Ostrom, E. (1990). Governing The Commons: The evolution of institutions for collective action. CUP.

Spiekermann, K. (2020). Why populists do well on social media. Global Justice: Theory Practice Rhetoric, 12(2), 50-71.

von Rueden, C. (2020). Making and unmaking egalitarianism in small-scale human societies. Current Opinion in Psychology, 33, 167-171.

7 Comments

  • Burt 19 June 2021 (20:41)

    Ideas and Institutions
    Perhaps the question goes to the cultural ideas that institutions are established to manifest in a society. How does the connection between the ideas and the institutions occur in small groups (mostly automatically?) as compared to how it occurs in large populations (intentional balancing of interests among stakeholders).

  • Hugo Mercier 20 June 2021 (08:01)

    When things go wrong in small-scale societies
    Thank you for your post Thom. That reminded me of some of William Buckner's posts about the prevalence of secret societies in small-scale societies (e.g. https://traditionsofconflict.com/blog/2018/1/31/on-secret-cults-and-male-dominance). Studying such instances in which the public sphere breaks down even in such societies might give us insights into how it also breaks down in larger ones.

  • Tiffany Morisseau 23 June 2021 (10:40)
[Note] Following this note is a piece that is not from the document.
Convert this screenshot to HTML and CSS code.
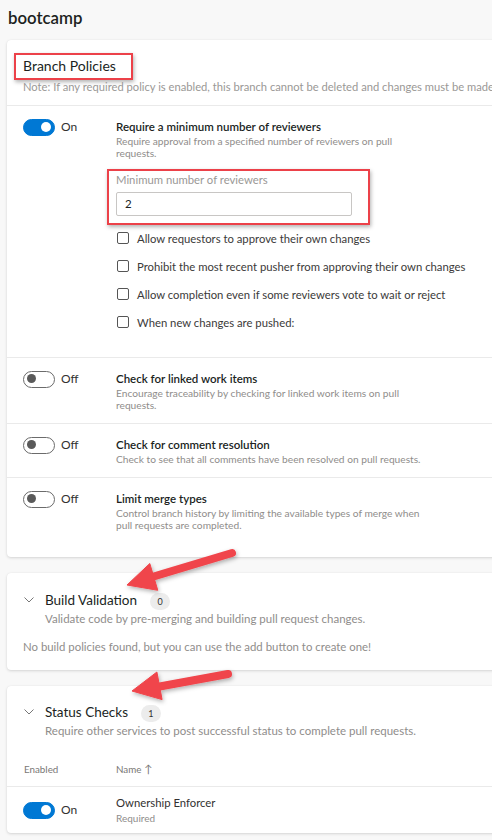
FILE: index.html
```html
<!DOCTYPE html>
<html lang="en">
<head>
<meta charset="utf-8">
<title>bootcamp - Branch Policies</title>
<link rel="stylesheet" href="styles.css">
</head>
<body>
<div class="page">
  <h1 class="page-title">bootcamp</h1>

  <section class="card">
    <div class="card-head">
      <div class="callout"><h2 class="card-title">Branch Policies</h2></div>
      <p class="note">Note: If any required policy is enabled, this branch cannot be deleted and changes must be made via pull request.</p>
    </div>

    <div class="policy policy-first">
      <div class="switch-cell"><span class="toggle on"><span class="knob"></span></span><span class="toggle-label">On</span></div>
      <div class="policy-body">
        <div class="policy-title">Require a minimum number of reviewers</div>
        <div class="policy-desc">Require approval from a specified number of reviewers on pull<br>requests.</div>
        <div class="callout field-callout">
          <div class="field-label">Minimum number of reviewers</div>
          <div class="field-input">2</div>
        </div>
        <ul class="checks">
          <li><span class="checkbox"></span>Allow requestors to approve their own changes</li>
          <li><span class="checkbox"></span>Prohibit the most recent pusher from approving their own changes</li>
          <li><span class="checkbox"></span>Allow completion even if some reviewers vote to wait or reject</li>
          <li><span class="checkbox"></span>When new changes are pushed:</li>
        </ul>
      </div>
    </div>

    <div class="policy">
      <div class="switch-cell"><span class="toggle"><span class="knob"></span></span><span class="toggle-label">Off</span></div>
      <div class="policy-body">
        <div class="policy-title">Check for linked work items</div>
        <div class="policy-desc">Encourage traceability by checking for linked work items on pull<br>requests.</div>
      </div>
    </div>

    <div class="policy">
      <div class="switch-cell"><span class="toggle"><span class="knob"></span></span><span class="toggle-label">Off</span></div>
      <div class="policy-body">
        <div class="policy-title">Check for comment resolution</div>
        <div class="policy-desc">Check to see that all comments have been resolved on pull requests.</div>
      </div>
    </div>

    <div class="policy policy-last">
      <div class="switch-cell"><span class="toggle"><span class="knob"></span></span><span class="toggle-label">Off</span></div>
      <div class="policy-body">
        <div class="policy-title">Limit merge types</div>
        <div class="policy-desc">Control branch history by limiting the available types of merge when<br>pull requests are completed.</div>
      </div>
    </div>
  </section>

  <section class="card group-card build-card">
    <div class="group-head">
      <svg class="chevron" width="10" height="6" viewBox="0 0 10 6"><polyline points="0.5,0.5 5,5 9.5,0.5" fill="none" stroke="#777" stroke-width="1"/></svg>
      <h2 class="group-title">Build Validation</h2>
      <span class="count">0</span>
    </div>
    <p class="group-desc">Validate code by pre-merging and building pull request changes.</p>
    <p class="empty">No build policies found, but you can use the add button to create one!</p>
  </section>

  <section class="card group-card status-card">
    <div class="group-head">
      <svg class="chevron" width="10" height="6" viewBox="0 0 10 6"><polyline points="0.5,0.5 5,5 9.5,0.5" fill="none" stroke="#777" stroke-width="1"/></svg>
      <h2 class="group-title">Status Checks</h2>
      <span class="count">1</span>
    </div>
    <p class="group-desc">Require other services to post successful status to complete pull requests.</p>
    <div class="table-head">
      <span class="col-enabled">Enabled</span>
      <span class="col-name">Name <span class="sort">↑</span></span>
    </div>
    <div class="table-row">
      <div class="switch-cell"><span class="toggle on"><span class="knob"></span></span><span class="toggle-label">On</span></div>
      <div class="row-name">
        <div class="row-title">Ownership Enforcer</div>
        <div class="row-sub">Required</div>
      </div>
    </div>
  </section>
</div>

<svg class="annotations" width="492" height="840" viewBox="0 0 492 840">
  <defs>
    <filter id="sh" x="-20%" y="-20%" width="140%" height="140%">
      <feDropShadow dx="1" dy="2" stdDeviation="2" flood-color="#000" flood-opacity="0.3"/>
    </filter>
  </defs>
  <g filter="url(#sh)" fill="#f0454b" stroke="#f0454b">
    <line x1="232" y1="553" x2="152" y2="577" stroke-width="8" stroke-linecap="round"/>
    <polygon points="127,585 149.8,563.5 157.8,590.3" stroke-width="1" stroke-linejoin="round"/>
    <line x1="228" y1="674" x2="157" y2="687" stroke-width="8" stroke-linecap="round"/>
    <polygon points="132,691 156.9,672 162.1,699.6" stroke-width="1" stroke-linejoin="round"/>
  </g>
</svg>
</body>
</html>
```

FILE: styles.css
```css
* { box-sizing: border-box; }

html, body {
  margin: 0;
  padding: 0;
  background: #f8f8f8;
  overflow: hidden;
}

body {
  font-family: "Segoe UI", Lato, "Open Sans", sans-serif;
  color: #201f1e;
  width: 492px;
  height: 840px;
  position: relative;
}

.page {
  padding: 6px 0 0 0;
}

.page-title {
  margin: 0 0 0 8px;
  font-size: 16.8px;
  font-weight: 600;
  line-height: 24px;
  height: 34px;
}

.card {
  background: #fff;
  margin-left: 7px;
  margin-right: -20px;
  border-radius: 4px;
  box-shadow: 0 1px 3px rgba(0, 0, 0, 0.14), 0 0 1px rgba(0, 0, 0, 0.08);
}

/* header */
.card-head {
  padding: 13px 0 11px 16px;
  border-bottom: 1px solid #eaeaea;
}

.callout {
  border: 2px solid #ec4149;
  box-shadow: 1px 2px 4px rgba(0, 0, 0, 0.3);
}

.card-head .callout {
  display: inline-block;
  margin-left: -9px;
  width: 119px;
  padding: 1px 0 2px 7px;
}

.card-title {
  margin: 0;
  font-size: 14px;
  font-weight: 400;
  line-height: 20px;
}

.note {
  margin: 0;
  font-size: 11.2px;
  line-height: 14px;
  color: #9a9896;
  white-space: nowrap;
}

/* policies */
.policy {
  display: grid;
  grid-template-columns: 93px 1fr;
  padding: 13px 0 12px 16px;
  border-bottom: 1px solid #eaeaea;
}

.policy-first { padding-bottom: 21px; }
.policy-last { border-bottom: none; padding-bottom: 26px; }

.switch-cell {
  display: flex;
  align-items: center;
  gap: 6px;
  height: 16px;
}

.toggle {
  position: relative;
  display: inline-block;
  width: 32px;
  height: 17px;
  border-radius: 9px;
  border: 1.5px solid #6b6b6b;
  background: #fff;
}

.toggle .knob {
  position: absolute;
  top: 2.5px;
  left: 3px;
  width: 9px;
  height: 9px;
  border-radius: 50%;
  background: #5a5a5a;
}

.toggle.on {
  background: #0078d4;
  border-color: #0078d4;
}

.toggle.on .knob {
  left: auto;
  right: 3px;
  width: 10px;
  height: 10px;
  top: 2px;
  background: #fff;
}

.toggle-label {
  font-size: 12px;
  line-height: 16px;
  color: #323130;
}

.policy-title {
  font-size: 11.5px;
  font-weight: 600;
  line-height: 16px;
}

.policy-desc {
  font-size: 10.2px;
  line-height: 12px;
  color: #8f8d8b;
}

.field-callout {
  margin: 10px 0 0 -9px;
  width: 263px;
  padding: 0 16px 7px 7px;
}

.field-label {
  font-size: 11.3px;
  line-height: 16px;
  padding-top: 1px;
  height: 21px;
  color: #9a9896;
}

.field-input {
  width: 236px;
  height: 24px;
  border: 1px solid #c8c6c4;
  border-radius: 2px;
  font-size: 11.5px;
  line-height: 22px;
  padding-left: 8px;
  color: #201f1e;
}

.checks {
  list-style: none;
  margin: -1px 0 0 0;
  padding: 0;
}

.checks li {
  display: flex;
  align-items: center;
  height: 28px;
  font-size: 11.3px;
  color: #3b3a39;
  white-space: nowrap;
}

.checkbox {
  width: 12px;
  height: 12px;
  margin: 0 8px 0 1px;
  border: 1px solid #555;
  border-radius: 2px;
  flex: none;
}

/* groups */
.group-card {
  padding: 17px 0 16px 16px;
}

.build-card { margin-top: 16px; }
.status-card { margin-top: 16px; padding-top: 16px; padding-bottom: 0; }

.group-head {
  display: flex;
  align-items: center;
  height: 20px;
}

.chevron {
  margin: 0 11px 0 1px;
  flex: none;
}

.group-title {
  margin: 0;
  font-size: 13.5px;
  font-weight: 400;
  line-height: 20px;
}

.count {
  display: inline-flex;
  align-items: center;
  justify-content: center;
  margin-left: 13px;
  width: 20px;
  height: 17px;
  border-radius: 9px;
  background: #ececec;
  font-size: 9px;
  color: #323130;
  position: relative;
  top: 1px;
}

.group-desc {
  margin: 2px 0 0 22px;
  font-size: 11.5px;
  line-height: 14px;
  color: #8f8d8b;
  white-space: nowrap;
}

.empty {
  margin: 14px 0 0 0;
  font-size: 11.4px;
  line-height: 14px;
  color: #8f8d8b;
  white-space: nowrap;
}

.table-head {
  display: grid;
  grid-template-columns: 92px 1fr;
  margin: 24px 0 0 -16px;
  padding: 0 0 10px 17px;
  border-bottom: 1px solid #eaeaea;
  font-size: 9.8px;
  line-height: 14px;
  color: #7a7876;
}

.sort { font-size: 11px; }

.table-row {
  display: grid;
  grid-template-columns: 93px 1fr;
  align-items: center;
  padding: 8px 0 8px 0;
}

.row-title {
  font-size: 11.3px;
  line-height: 16px;
  color: #323130;
}

.row-sub {
  font-size: 10px;
  line-height: 14px;
  color: #8f8d8b;
}

/* annotation overlay */
.annotations {
  position: absolute;
  left: 0;
  top: 0;
  pointer-events: none;
}
```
    Commonality of interests vs. climate of trust
    Thank you Thom for this post.
    On the one hand indeed, in very small groups interests are close, ties are strong, and the costs of betrayal are greater, so there is no (or less) reason a priori for people to be uncooperative. On the other hand, another parameter is the confidence that our interlocutors/collaborators will not take advantage of us if we are cooperative and willing to help, and this climate of trust can perhaps be cultivated somehow, regardless of the size of the community / institutions ?

  • Thom Scott-Phillips 26 June 2021 (11:36)

    Replies to comments
    Thanks Burt, Hugo & Tiffany for the comments!

    @Burt: Yes, institutions can emerge in many ways, sometimes by design and sometimes by accident (and often by a haphazard mix of the two). I suppose I'm most intrigued by the (somewhat utopian) question of what institutions might look like if we did design them from the perspective I outlined in the blogpost.

    @Hugo: Thanks for the link. I was struck by this line at the end: "Men's cults are not universal, but they are recurrent throughout history and across cultures. Such institutions are antithetical to the kind of free and open society that many in the West prefer today, yet the historical pervasiveness of the men's cult tells us something important about evolution and human behavior." I agree, and I think modern institutional design should defend against these tendencies. Many aspects of liberal democracies help to defend against secret societies and other such phenomena, but can we do even better? I don't know.

    @Tiffany: Yes, that is a very good question. Many modern societies have climates of trust to some significant extent, despite the fact that the odds of meeting a random stranger twice are low. How & why this climate is sustained isn't completely clear to me.

  • Burt 27 June 2021 (05:19)

    Individual and Group
    Thom, there are several things that seem to me to be involved in "designing" institutions. I make a distinction between the ideas underlying the goal of an institution and the social expression of the institution, the former existing (a) in the minds of individuals and (b) in the expression of these ideas in the social group. There is also the degree of social commitment to actually acting in accord with these ideas, which brings in things like moral and ethical education which would be important aspects if one is trying to design a socially beneficial institution. The six principles you give, I think, are a recipe for a productive democratic society, but also for fragmentation during times of change, unless there is some other factor involved. An external threat is one, but not a great idea because it gives an us vs them split and demonizes the Other. Back in the late 70s a friend was writing his dissertation on intentional communities in the US. I don't recall much about this, but one thing that stuck was that in general these communities did not last very long unless they had some sort of religious foundation.

  • Hal Morris 9 August 2022 (19:03)

    Religion and communes
    Hugo: "In general these communities did not last very long unless they had some sort of religious foundation." As a historian of the (mostly) early 19c US, I know I've encountered that point being made strongly. Any idea if your friends thesis developed into a book, or do you mind dropping their name? I can't recall the source.

  • Hal Morris 10 August 2022 (03:23)

    Agriculture as the first great de-skilling
    I haven't heard this mentioned before, and wonder if anyone else has. In hunter-gatherer society, I believe knowledge is much more distributed and inseparable from individual bodies. Language results in the ability to build a communal mind; a model of the local terrain that is far more detailed than what any individual creature could get from its own experience. Anyone may contribute an observation. The things that it might be useful to know, as a group, are innumerable. It is a natural setup for the development of diverse non-interchangeable roles. On a smaller scale, the surrounding and capture of prey is facilitated by each individual thinking, able to see from different angles, and communicating what they notice, and maybe calling out a strategy that calls for people assuming roles based on where they are standing. In effect, the prey is up against a beast with half dozen heads and pairs of eyes, and a dozen arms (or more), On the other hand, in early agricultural society, the knowledge required to sustain society is much smaller yet susceptible to central ownership, mystification, doling out on a need-to-know basis., the terrain is legible, and governed by a small set of principals. The transformation resembles that of artisans into factory workers. The support of larger populations exacerbates the tendency for a multitude to be governed by one or a few. The accumulation of food or herds also furnishes motives for larger scale more purposeful warfare which does not encourage democracy.